--- begin INPUT FOR THIS TASK ---

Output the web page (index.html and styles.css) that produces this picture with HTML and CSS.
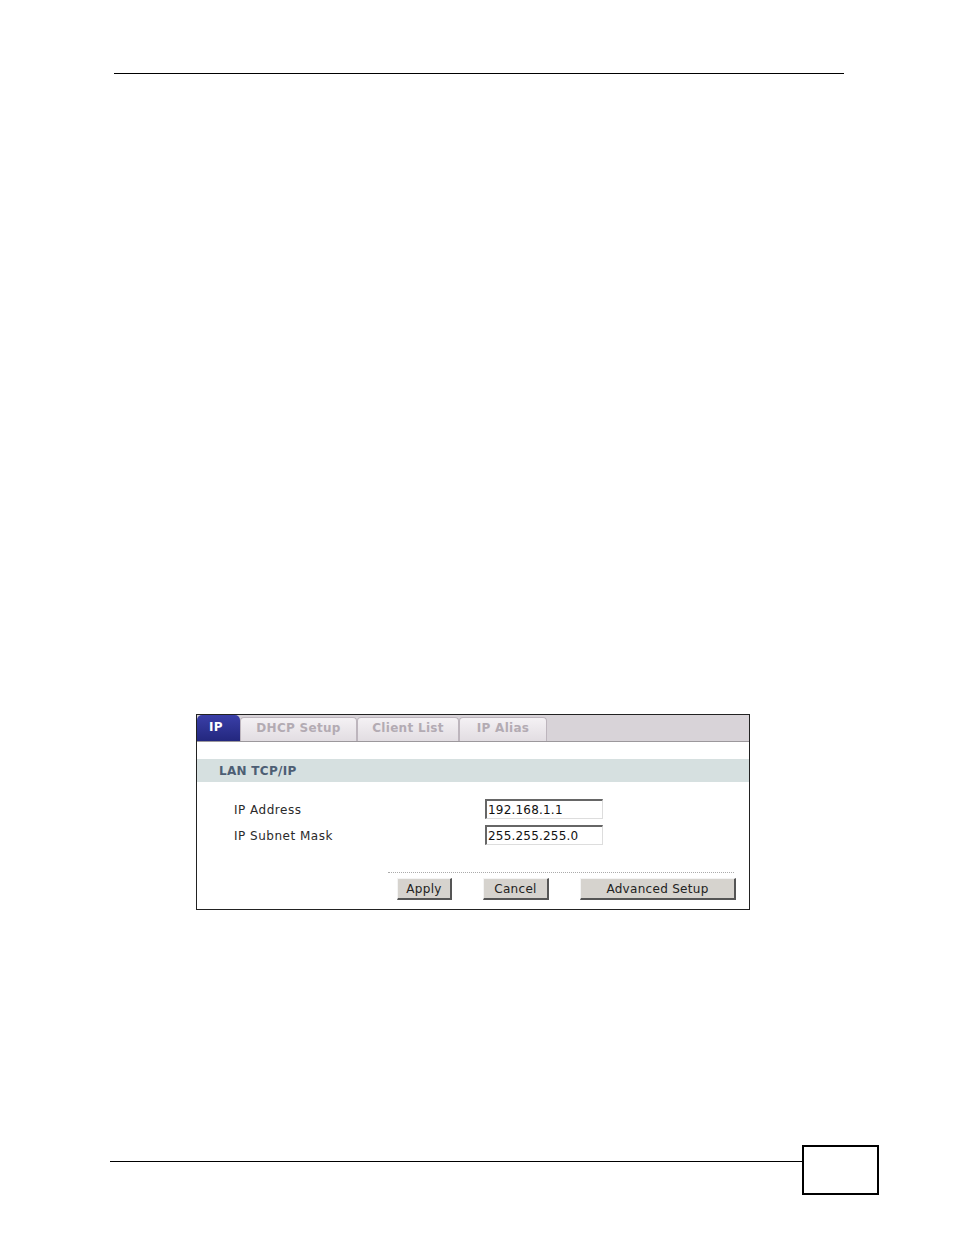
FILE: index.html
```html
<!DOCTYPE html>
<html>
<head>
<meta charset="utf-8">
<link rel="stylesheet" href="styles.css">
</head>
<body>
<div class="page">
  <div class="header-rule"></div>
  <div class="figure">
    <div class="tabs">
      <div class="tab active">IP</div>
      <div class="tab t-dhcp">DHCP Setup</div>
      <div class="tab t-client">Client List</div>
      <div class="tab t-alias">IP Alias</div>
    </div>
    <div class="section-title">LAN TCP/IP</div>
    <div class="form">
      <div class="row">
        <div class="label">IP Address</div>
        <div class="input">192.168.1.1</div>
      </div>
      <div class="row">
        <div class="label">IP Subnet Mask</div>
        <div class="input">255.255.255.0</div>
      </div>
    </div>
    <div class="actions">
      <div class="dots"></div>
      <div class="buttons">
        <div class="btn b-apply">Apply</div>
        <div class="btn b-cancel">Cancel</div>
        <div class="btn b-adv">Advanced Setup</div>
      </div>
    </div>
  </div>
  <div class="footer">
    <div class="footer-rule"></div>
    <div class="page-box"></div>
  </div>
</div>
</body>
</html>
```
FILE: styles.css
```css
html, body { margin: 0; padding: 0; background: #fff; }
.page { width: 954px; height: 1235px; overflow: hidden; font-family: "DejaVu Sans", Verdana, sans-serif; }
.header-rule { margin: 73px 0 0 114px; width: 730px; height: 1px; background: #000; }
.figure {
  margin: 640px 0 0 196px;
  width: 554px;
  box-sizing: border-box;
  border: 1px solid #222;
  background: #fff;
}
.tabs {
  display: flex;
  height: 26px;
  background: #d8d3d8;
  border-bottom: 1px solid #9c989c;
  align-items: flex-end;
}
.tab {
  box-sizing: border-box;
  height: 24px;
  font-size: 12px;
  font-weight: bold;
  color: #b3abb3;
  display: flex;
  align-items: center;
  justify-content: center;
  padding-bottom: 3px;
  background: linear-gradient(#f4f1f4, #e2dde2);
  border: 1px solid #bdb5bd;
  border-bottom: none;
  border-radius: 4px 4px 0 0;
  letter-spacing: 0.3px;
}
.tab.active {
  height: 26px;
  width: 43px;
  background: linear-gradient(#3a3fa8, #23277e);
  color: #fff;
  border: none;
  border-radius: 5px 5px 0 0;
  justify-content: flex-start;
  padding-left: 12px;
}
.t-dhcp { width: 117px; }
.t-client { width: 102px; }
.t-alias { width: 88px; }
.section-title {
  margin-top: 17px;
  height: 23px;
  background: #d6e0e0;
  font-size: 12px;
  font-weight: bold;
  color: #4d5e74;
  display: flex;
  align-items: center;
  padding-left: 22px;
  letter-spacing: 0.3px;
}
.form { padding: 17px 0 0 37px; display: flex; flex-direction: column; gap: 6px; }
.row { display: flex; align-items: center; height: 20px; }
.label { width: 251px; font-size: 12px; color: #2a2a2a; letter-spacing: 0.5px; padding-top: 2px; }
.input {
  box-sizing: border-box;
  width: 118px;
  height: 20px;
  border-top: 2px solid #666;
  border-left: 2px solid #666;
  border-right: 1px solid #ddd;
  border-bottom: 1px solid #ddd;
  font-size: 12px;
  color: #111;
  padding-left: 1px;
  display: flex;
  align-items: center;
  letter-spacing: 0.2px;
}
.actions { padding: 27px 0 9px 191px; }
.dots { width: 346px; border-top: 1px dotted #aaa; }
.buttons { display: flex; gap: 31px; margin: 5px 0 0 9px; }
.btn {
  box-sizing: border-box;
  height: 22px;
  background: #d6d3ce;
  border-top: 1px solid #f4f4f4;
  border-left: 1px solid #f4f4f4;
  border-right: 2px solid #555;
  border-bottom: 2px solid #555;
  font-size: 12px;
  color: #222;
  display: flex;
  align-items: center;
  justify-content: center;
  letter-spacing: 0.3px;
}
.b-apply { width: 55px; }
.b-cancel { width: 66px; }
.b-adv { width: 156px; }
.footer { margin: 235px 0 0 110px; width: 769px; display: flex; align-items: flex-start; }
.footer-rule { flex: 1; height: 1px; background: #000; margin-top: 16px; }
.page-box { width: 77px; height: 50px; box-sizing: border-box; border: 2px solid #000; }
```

--- end INPUT FOR THIS TASK ---
--- begin INPUT FOR THIS TASK ---

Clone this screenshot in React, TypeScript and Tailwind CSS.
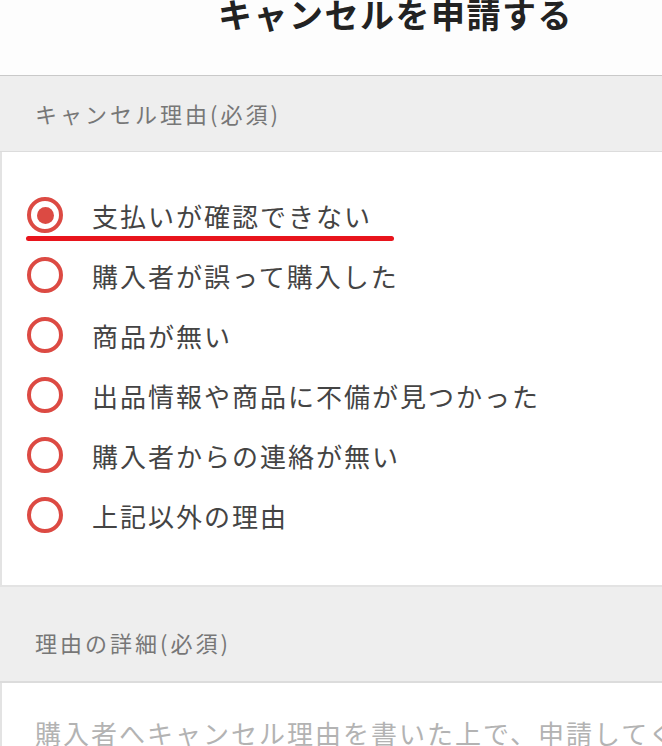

--- end INPUT FOR THIS TASK ---

WORK TO BE COMPLETED: Search the data for "index" and list every line in which it occurs.

FINAL RESULT:
Output the web page (index.html and styles.css) that produces this picture with HTML and CSS.
FILE: index.html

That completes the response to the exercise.